Il passaggio dal campo al bordo campo spesso è più complicato del previsto.
«Uno come Ibra, per l’immagine e l’impatto che ha, credo lo vorrebbero tutte le società. Certi atleti o ex atleti da soli hanno più seguito di un club intero. Ma bisogna stare attenti a non diventare un poster o una bandiera da sventolare solo quando serve. Il giorno che deciderà di smettere, Ibra capisca cosa vuole fare realmente: quale ruolo operativo pensa di poter occupare. E quando gli dovesse arrivare la proposta pretenda chiarezza e trasparenza. Due sono le domande da porre: cosa devo fare e con chi devo farlo. Deve saperlo subito, dopo diventa troppo tardi».
Anche in questi consigli c’è molto di autobiografico.
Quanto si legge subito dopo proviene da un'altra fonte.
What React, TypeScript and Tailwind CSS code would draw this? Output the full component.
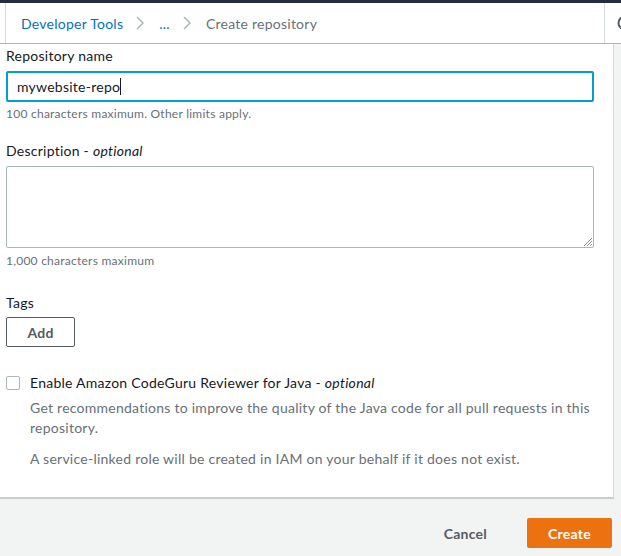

«Io sono passato da un addio lacerante a fare subito il dirigente della Roma: un percorso che a tutti sembrava naturale e scontato, ma i ruoli non erano chiari. Lì per lì all’inizio ti senti in balia di tutto. Se sei stato un giocatore e hai vissuto sulla pelle le dinamiche del campo e dello spogliatoio ti rendi conto come ragioni in maniera totalmente diversa chi lavora accanto a te e il campo non l’ha mai calcato. Ignorano aspetti che invece nel calcio fanno la differenza. Forse anche per questo non ero mai realmente chiamato a partecipare e a decidere, perché le mie idee al momento delle scelte risultavano totalmente diverse dalle loro. Io ho cercato di calarmi in un nuovo ruolo con umiltà: non ho mai preteso di sapere di finanza, marketing, contratti, organizzazione come altri dirigenti esperti nella gestione aziendale, ma se parliamo di calcio, di giocatori, di tecnici, penso di saperne abbastanza per essere ascoltato… La sinergia tra uomini di campo e uomini d’azienda non è sempre facile. Ecco perché a Ibra ricordo, quando verrà il giorno, di fare quelle due domande».
Finisci tu la frase: Caro Ibra…
«Spero di vederti allargare le braccia ed esultare ancora dopo qualche gol in queste ultime giornate di campionato. Poi a fine stagione ascolta il tuo corpo: sarà lui a dirti cosa fare».